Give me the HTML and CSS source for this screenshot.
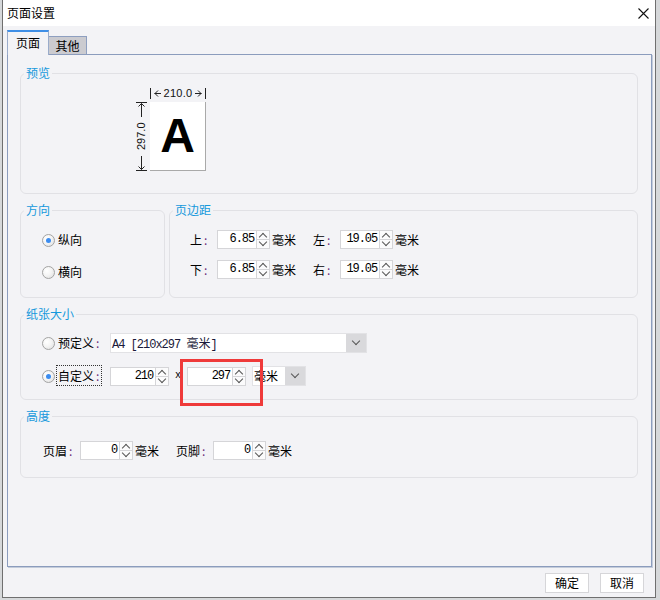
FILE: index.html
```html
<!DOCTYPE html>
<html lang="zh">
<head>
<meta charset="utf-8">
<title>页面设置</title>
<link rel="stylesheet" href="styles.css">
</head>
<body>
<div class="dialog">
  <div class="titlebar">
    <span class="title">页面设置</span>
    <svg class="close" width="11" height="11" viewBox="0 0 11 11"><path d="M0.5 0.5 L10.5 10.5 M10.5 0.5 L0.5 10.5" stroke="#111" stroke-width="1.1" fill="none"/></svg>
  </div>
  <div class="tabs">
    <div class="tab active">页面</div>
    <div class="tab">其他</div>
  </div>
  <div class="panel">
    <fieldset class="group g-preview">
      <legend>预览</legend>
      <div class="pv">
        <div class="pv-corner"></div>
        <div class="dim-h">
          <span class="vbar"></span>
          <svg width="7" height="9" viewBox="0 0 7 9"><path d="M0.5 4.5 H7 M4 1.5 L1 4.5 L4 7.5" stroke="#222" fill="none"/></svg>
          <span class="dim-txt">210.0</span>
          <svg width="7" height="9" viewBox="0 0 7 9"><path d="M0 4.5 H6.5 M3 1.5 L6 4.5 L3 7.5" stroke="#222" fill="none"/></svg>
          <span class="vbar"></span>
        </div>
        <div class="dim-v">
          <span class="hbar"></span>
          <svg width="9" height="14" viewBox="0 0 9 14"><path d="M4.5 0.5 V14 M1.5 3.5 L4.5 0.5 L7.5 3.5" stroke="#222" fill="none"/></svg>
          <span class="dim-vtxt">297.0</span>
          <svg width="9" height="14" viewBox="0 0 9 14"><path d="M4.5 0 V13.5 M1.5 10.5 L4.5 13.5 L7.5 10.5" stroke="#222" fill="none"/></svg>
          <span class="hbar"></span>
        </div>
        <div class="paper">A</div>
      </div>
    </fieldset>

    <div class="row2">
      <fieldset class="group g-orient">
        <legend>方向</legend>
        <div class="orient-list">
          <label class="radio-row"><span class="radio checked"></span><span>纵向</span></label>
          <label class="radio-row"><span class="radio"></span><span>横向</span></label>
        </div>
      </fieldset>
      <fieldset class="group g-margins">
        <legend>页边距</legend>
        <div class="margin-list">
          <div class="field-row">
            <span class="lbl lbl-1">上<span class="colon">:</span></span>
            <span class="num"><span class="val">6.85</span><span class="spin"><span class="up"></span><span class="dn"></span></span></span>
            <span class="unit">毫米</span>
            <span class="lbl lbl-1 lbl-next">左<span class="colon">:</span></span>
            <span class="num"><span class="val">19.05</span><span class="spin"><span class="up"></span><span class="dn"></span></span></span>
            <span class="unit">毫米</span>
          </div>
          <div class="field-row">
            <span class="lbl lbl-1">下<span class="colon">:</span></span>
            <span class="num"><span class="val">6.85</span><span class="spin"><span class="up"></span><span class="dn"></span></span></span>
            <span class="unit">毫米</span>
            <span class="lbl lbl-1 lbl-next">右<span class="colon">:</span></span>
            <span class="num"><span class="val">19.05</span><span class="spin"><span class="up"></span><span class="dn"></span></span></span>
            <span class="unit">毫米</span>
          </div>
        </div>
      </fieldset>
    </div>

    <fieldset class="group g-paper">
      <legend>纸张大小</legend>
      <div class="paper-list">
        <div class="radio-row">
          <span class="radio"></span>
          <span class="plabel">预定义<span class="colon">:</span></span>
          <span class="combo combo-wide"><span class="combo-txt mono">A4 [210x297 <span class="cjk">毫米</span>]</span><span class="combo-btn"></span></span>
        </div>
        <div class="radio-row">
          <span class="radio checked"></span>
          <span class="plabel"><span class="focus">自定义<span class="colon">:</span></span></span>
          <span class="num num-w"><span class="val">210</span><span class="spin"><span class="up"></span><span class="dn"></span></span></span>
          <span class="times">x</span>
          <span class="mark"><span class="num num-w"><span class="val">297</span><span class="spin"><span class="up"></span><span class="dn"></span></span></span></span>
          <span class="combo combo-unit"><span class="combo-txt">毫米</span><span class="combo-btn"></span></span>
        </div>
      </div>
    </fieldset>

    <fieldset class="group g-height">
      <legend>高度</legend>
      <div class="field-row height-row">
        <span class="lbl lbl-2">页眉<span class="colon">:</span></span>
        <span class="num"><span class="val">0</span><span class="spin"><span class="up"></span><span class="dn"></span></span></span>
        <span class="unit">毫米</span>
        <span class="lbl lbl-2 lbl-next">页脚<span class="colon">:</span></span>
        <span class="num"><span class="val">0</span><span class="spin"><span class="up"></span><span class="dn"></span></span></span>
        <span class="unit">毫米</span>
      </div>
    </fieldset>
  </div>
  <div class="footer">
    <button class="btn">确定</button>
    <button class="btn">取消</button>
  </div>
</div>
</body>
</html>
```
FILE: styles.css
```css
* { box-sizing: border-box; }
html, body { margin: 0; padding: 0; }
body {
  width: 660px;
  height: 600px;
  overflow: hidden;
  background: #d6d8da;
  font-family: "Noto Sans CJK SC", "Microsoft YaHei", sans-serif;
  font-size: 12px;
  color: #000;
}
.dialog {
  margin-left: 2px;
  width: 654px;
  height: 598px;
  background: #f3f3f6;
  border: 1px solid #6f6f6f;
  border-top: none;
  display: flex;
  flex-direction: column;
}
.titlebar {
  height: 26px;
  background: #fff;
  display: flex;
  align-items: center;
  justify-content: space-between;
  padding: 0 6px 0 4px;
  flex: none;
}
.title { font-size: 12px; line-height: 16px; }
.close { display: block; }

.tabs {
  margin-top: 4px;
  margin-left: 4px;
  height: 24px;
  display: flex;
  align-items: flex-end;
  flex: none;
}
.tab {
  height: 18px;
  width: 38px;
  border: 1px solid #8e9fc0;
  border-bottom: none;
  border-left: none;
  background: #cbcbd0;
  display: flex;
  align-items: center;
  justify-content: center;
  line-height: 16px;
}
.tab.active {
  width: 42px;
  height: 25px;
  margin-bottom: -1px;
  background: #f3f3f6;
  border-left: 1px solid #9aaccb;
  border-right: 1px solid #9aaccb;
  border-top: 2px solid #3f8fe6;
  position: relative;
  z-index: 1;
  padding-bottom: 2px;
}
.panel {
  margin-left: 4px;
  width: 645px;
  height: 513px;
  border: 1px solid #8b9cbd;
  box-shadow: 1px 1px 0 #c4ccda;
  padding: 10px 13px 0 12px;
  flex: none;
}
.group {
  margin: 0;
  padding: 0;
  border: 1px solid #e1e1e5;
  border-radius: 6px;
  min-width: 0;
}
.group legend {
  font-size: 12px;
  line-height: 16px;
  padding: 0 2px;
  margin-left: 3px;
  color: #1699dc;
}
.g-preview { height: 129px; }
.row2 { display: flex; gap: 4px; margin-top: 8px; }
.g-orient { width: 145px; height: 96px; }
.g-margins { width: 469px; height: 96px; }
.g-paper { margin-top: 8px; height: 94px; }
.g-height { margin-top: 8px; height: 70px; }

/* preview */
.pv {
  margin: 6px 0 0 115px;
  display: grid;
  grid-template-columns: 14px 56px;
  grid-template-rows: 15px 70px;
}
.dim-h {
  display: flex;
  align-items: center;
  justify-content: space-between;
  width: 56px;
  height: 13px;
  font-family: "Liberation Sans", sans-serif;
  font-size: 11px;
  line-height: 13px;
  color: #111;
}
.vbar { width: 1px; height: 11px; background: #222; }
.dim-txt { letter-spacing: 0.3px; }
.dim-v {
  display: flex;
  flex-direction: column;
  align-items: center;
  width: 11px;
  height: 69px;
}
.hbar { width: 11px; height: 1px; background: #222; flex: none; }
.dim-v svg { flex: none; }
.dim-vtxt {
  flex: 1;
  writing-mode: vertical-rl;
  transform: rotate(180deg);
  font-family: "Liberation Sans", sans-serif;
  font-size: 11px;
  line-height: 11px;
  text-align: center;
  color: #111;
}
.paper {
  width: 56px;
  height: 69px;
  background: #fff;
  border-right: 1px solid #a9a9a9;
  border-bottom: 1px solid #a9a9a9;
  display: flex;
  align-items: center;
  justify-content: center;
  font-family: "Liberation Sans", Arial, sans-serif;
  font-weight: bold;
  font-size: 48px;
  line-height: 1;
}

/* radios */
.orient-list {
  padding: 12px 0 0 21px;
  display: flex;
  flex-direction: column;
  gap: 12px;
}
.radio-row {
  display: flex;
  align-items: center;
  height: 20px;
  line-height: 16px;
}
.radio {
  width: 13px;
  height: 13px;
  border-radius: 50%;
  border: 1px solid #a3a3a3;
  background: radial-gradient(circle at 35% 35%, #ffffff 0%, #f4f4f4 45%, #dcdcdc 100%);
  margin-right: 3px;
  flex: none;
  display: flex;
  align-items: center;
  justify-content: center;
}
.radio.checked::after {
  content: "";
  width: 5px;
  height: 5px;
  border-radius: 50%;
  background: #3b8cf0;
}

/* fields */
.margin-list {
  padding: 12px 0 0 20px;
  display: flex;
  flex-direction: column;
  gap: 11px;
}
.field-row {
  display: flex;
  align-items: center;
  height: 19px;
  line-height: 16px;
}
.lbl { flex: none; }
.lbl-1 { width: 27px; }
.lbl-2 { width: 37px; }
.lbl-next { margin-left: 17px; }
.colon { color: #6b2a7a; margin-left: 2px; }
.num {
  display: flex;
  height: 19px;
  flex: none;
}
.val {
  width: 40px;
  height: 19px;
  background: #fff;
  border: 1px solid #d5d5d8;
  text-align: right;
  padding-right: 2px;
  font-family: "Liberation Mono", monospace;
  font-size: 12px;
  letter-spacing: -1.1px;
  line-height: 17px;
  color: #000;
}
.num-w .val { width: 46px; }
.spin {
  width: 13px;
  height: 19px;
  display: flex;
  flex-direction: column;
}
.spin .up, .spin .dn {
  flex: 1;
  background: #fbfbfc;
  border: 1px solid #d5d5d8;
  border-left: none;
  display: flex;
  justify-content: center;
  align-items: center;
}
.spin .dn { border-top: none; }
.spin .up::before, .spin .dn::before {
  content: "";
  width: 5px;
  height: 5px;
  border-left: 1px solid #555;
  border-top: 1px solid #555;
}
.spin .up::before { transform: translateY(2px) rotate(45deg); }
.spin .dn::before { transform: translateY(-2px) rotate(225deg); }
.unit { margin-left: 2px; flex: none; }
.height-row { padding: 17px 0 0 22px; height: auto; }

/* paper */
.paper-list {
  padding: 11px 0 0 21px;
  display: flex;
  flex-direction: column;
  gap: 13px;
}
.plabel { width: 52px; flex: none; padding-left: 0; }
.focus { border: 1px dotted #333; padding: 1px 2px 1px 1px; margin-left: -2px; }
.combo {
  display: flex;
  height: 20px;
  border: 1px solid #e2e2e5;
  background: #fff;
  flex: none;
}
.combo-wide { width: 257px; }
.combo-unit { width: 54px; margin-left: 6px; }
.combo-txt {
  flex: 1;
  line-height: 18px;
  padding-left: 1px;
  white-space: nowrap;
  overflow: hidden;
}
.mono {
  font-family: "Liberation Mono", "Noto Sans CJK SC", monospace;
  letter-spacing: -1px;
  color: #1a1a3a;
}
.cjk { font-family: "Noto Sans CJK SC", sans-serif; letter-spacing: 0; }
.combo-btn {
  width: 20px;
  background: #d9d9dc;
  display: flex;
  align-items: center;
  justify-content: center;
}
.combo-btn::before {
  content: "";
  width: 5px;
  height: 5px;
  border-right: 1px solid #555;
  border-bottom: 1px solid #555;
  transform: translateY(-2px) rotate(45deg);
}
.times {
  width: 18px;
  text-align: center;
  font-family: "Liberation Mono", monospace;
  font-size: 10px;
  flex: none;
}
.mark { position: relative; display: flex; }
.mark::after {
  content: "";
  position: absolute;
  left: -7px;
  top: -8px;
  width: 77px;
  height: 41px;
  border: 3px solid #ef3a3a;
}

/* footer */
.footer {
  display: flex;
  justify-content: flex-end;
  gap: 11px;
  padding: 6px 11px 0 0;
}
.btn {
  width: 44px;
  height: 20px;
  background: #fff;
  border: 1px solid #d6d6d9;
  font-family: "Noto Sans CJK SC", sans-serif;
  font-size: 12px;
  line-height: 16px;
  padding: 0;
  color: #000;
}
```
....
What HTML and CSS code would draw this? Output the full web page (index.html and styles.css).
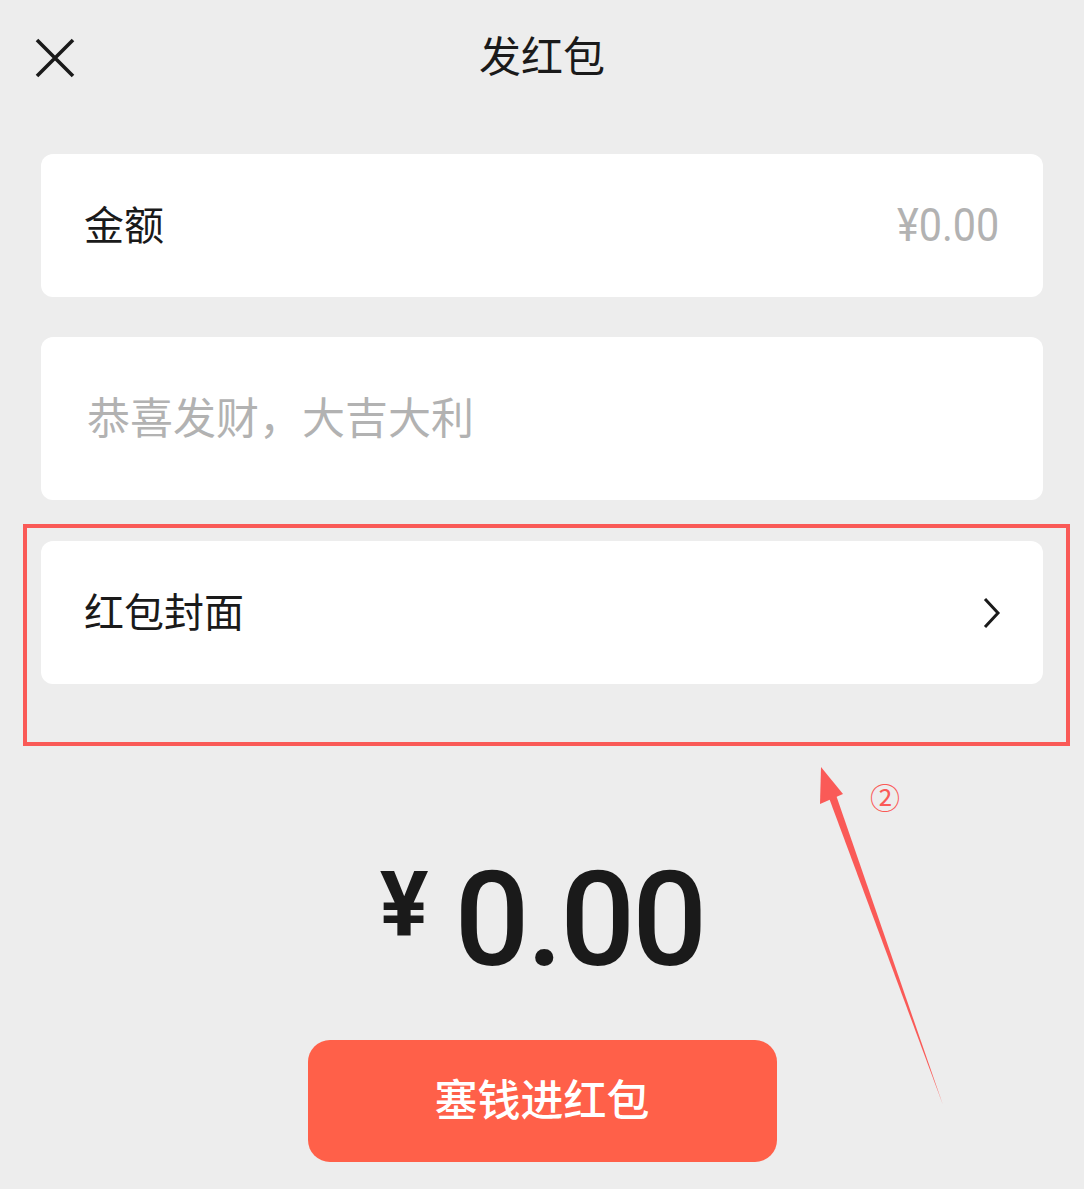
....
Copy in full each line that holds the word "styles".

<link rel="stylesheet" href="styles.css">
FILE: styles.css
What HTML and CSS code would draw this? Output the full web page (index.html and styles.css).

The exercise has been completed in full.